Kondisi ini menimbulkan pertanyaan mendasar tentang kecukupan UMR Jakarta. Apakah angka Rp 5.396.791 benar-benar mampu menjamin kehidupan layak bagi pekerja di Jakarta, dengan mempertimbangkan biaya hidup yang tinggi, terutama biaya sewa tempat tinggal dan transportasi? Jawabannya, berdasarkan pengalaman Wins, tampaknya masih jauh dari kata cukup.
Lebih jauh lagi, kisah Wins mengungkap realita kesenjangan ekonomi yang semakin menganga di Jakarta. Di satu sisi, kota ini menjadi pusat perekonomian Indonesia, dengan pembangunan infrastruktur yang pesat dan pertumbuhan ekonomi yang tinggi. Di sisi lain, banyak warganya, khususnya pekerja bergaji UMR, masih berjuang keras untuk memenuhi kebutuhan dasar, bahkan tanpa mampu menabung untuk masa depan.
Pemerintah dan pemangku kepentingan terkait perlu memperhatikan kondisi ini secara serius. Kebijakan yang lebih komprehensif dan berpihak kepada pekerja, seperti pengaturan harga sewa tempat tinggal yang lebih terjangkau, peningkatan akses transportasi publik yang efisien dan murah, serta peninjauan berkala UMR yang lebih realistis dengan mempertimbangkan biaya hidup di Jakarta, sangat dibutuhkan.
Kisah Wins bukanlah kasus yang berdiri sendiri. Ia mewakili ribuan, bahkan mungkin jutaan, pekerja di Jakarta yang setiap hari berjuang untuk bertahan hidup dengan gaji UMR. Ceritanya menjadi pengingat bagi kita semua tentang pentingnya keadilan ekonomi dan perlunya upaya bersama untuk menciptakan kehidupan yang lebih layak bagi seluruh warga Jakarta.

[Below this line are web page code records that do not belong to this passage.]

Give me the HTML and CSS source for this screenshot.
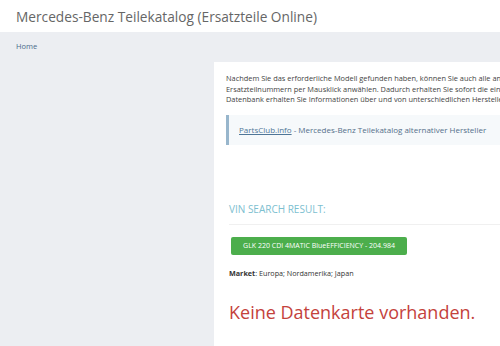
FILE: index.html
```html
<!DOCTYPE html>
<html lang="de">

<head>
    <meta charset="UTF-8">
    <meta name="viewport" content="width=device-width, initial-scale=1.0">
    <title>Mercedes-Benz Teilekatalog</title>
    <link rel="stylesheet" href="styles.css">
</head>

<body>
    <header class="site-header">
        <h1>Mercedes-Benz Teilekatalog (Ersatzteile Online)</h1>
    </header>

    <div class="page">
        <nav class="breadcrumb">
            <a href="#">Home</a>
        </nav>

        <div class="layout">
            <aside class="sidebar"></aside>

            <main class="content">
                <p class="intro">
                    Nachdem Sie das erforderliche Modell gefunden haben, können Sie auch alle angezeigten<br>
                    Ersatzteilnummern per Mausklick anwählen. Dadurch erhalten Sie sofort die einzelnen<br>
                    Datenbank erhalten Sie Informationen über und von unterschiedlichen Herstellern.
                </p>

                <blockquote class="note">
                    <span><a href="#">PartsClub.info</a> - Mercedes-Benz Teilekatalog alternativer Hersteller</span>
                </blockquote>

                <h3 class="result-title">VIN SEARCH RESULT:</h3>

                <a href="#" class="model-btn">GLK 220 CDI 4MATIC BlueEFFICIENCY - 204.984</a>

                <p class="market"><b>Market</b>: Europa; Nordamerika; Japan</p>

                <h2 class="no-data">Keine Datenkarte vorhanden.</h2>
            </main>
        </div>
    </div>
</body>

</html>
```

FILE: styles.css
```css
html,
body {
    margin: 0;
    height: 100%;
    overflow: hidden;
}

body {
    font-family: "Open Sans", "Liberation Sans", sans-serif;
    background-color: #eceef2;
    color: #333;
}

.site-header {
    background-color: #fff;
    height: 32px;
    padding: 0 16px;
    display: flex;
    align-items: center;
}

.site-header h1 {
    margin: 0;
    font-size: 13.7px;
    font-weight: normal;
    color: #666;
    white-space: nowrap;
}

.breadcrumb {
    padding: 9px 16px 0;
    height: 21px;
    font-size: 7.5px;
}

.breadcrumb a {
    color: #4a6c8c;
    text-decoration: none;
}

.layout {
    display: flex;
}

.sidebar {
    width: 214px;
    flex-shrink: 0;
}

.content {
    background-color: #fff;
    min-height: 300px;
    width: 420px;
    flex-shrink: 0;
    padding: 11px 12px 0;
}

.intro {
    margin: 0 0 10px;
    font-size: 7.4px;
    line-height: 10.5px;
    white-space: nowrap;
    color: #444;
}

.note {
    margin: 0;
    padding: 0 10px;
    height: 30px;
    display: flex;
    align-items: center;
    border-left: 3px solid #98b6cc;
    background-color: #f6f9fb;
    font-size: 8px;
    color: #55708a;
    white-space: nowrap;
}

.note a {
    color: #4f7697;
}

.result-title {
    margin: 57px 0 0 3px;
    font-size: 10px;
    font-weight: normal;
    color: #7cc0d0;
    padding-bottom: 8px;
    border-bottom: 1px solid #f0f0f0;
}

.model-btn {
    display: inline-block;
    margin: 12px 0 0 5px;
    width: 176px;
    height: 18px;
    line-height: 18px;
    text-align: center;
    background-color: #4cae4c;
    border-radius: 2px;
    color: #fff;
    font-size: 7px;
    text-decoration: none;
}

.market {
    margin: 13px 0 0 3px;
    font-size: 7.2px;
}

.no-data {
    margin: 22px 0 0 3px;
    font-size: 18px;
    font-weight: normal;
    color: #c4423c;
}
```
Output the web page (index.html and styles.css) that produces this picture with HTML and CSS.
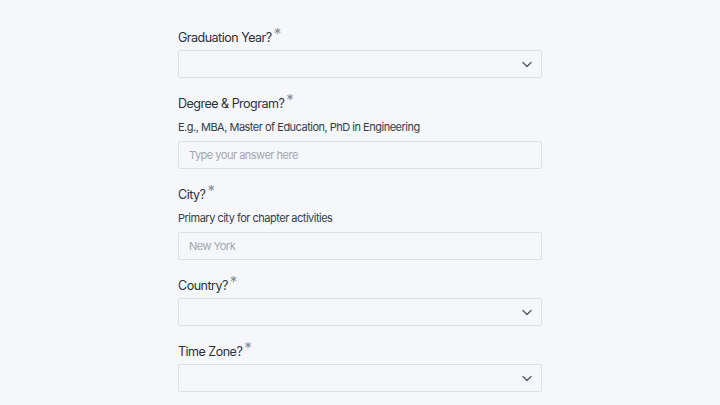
FILE: index.html
```html
<!DOCTYPE html>
<html>
<head>
    <link rel="stylesheet" href="styles.css">
</head>
<body>
    <form class="form">
        <div class="field">
            <label class="label">Graduation Year?<span class="req">*</span></label>
            <div class="select">
                <svg class="chevron" viewBox="0 0 12 12" width="12" height="12"><path d="M2 4.5l4 4 4-4" fill="none" stroke="#4a5261" stroke-width="1.2" stroke-linecap="round" stroke-linejoin="round"/></svg>
            </div>
        </div>

        <div class="field">
            <label class="label">Degree &amp; Program?<span class="req">*</span></label>
            <div class="help">E.g., MBA, Master of Education, PhD in Engineering</div>
            <input class="input" type="text" placeholder="Type your answer here">
        </div>

        <div class="field">
            <label class="label">City?<span class="req">*</span></label>
            <div class="help">Primary city for chapter activities</div>
            <input class="input" type="text" placeholder="New York">
        </div>

        <div class="field">
            <label class="label">Country?<span class="req">*</span></label>
            <div class="select">
                <svg class="chevron" viewBox="0 0 12 12" width="12" height="12"><path d="M2 4.5l4 4 4-4" fill="none" stroke="#4a5261" stroke-width="1.2" stroke-linecap="round" stroke-linejoin="round"/></svg>
            </div>
        </div>

        <div class="field">
            <label class="label">Time Zone?<span class="req">*</span></label>
            <div class="select">
                <svg class="chevron" viewBox="0 0 12 12" width="12" height="12"><path d="M2 4.5l4 4 4-4" fill="none" stroke="#4a5261" stroke-width="1.2" stroke-linecap="round" stroke-linejoin="round"/></svg>
            </div>
        </div>
    </form>
</body>
</html>
```

FILE: styles.css
```css
body {
    margin: 0;
    background-color: #f6f7fa;
    font-family: Inter, "Noto Sans", sans-serif;
    letter-spacing: -0.5px;
    color: #2a303b;
}

.form {
    width: 364px;
    margin: 0 auto;
    padding-top: 27px;
    display: flex;
    flex-direction: column;
    gap: 15px;
}

.field {
    display: flex;
    flex-direction: column;
}

.label {
    font-size: 12.5px;
    line-height: 20px;
    padding-top: 1px;
    margin-bottom: 2px;
}

.req {
    color: #868b94;
    font-size: 15px;
    line-height: 0;
    margin-left: 2px;
    position: relative;
    top: -3px;
}

.help {
    font-size: 11px;
    line-height: 20px;
    margin-top: 1px;
    margin-bottom: 4px;
    color: #353c48;
}

.input,
.select {
    box-sizing: border-box;
    width: 100%;
    height: 28px;
    border: 1px solid #dde1e7;
    border-radius: 2px;
    background-color: #f6f7fa;
}

.input {
    padding: 0 10px;
    font-family: inherit;
    letter-spacing: inherit;
    font-size: 11px;
    color: #2a303b;
    outline: none;
}

.input::placeholder {
    color: #a0a6b1;
}

.select {
    display: flex;
    align-items: center;
    justify-content: flex-end;
    padding-right: 8px;
}
```
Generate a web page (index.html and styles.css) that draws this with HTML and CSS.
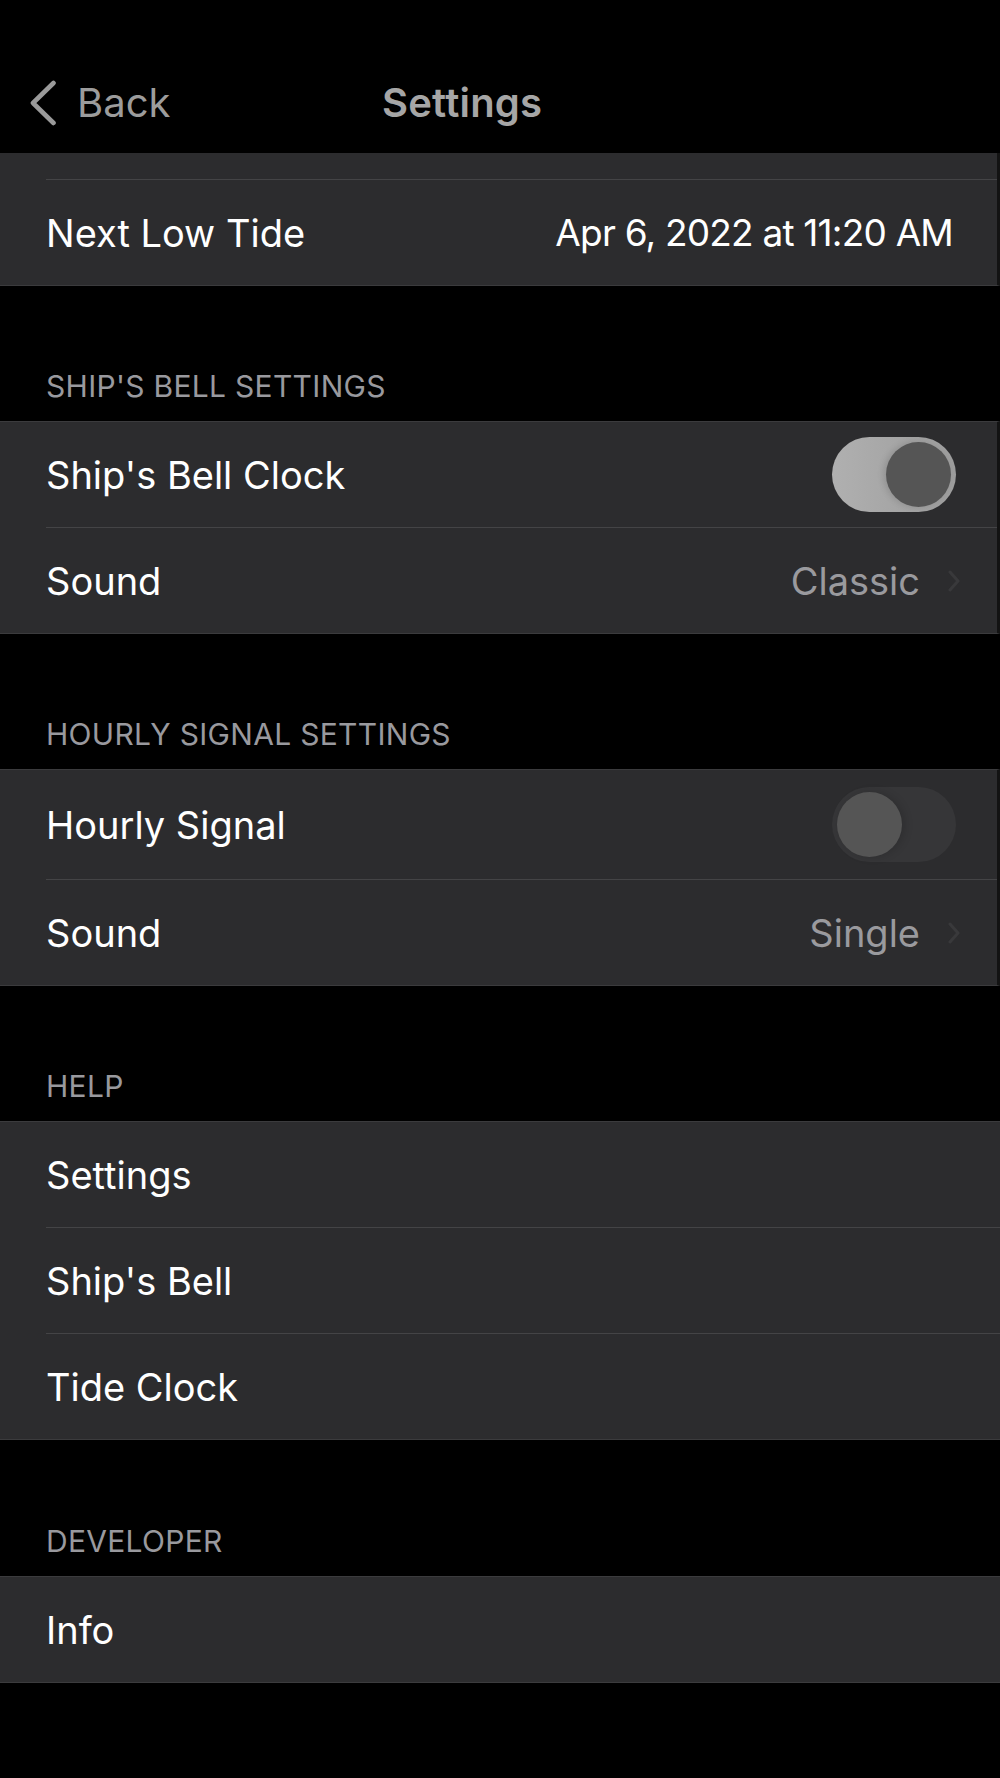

Tanpa perhatian serius dari berbagai pihak, kesenjangan ekonomi akan terus melebar dan menghambat pembangunan berkelanjutan di kota ini. Perjuangan Wins, dan jutaan pekerja lainnya, harus menjadi pendorong perubahan yang nyata dan berdampak bagi kesejahteraan masyarakat.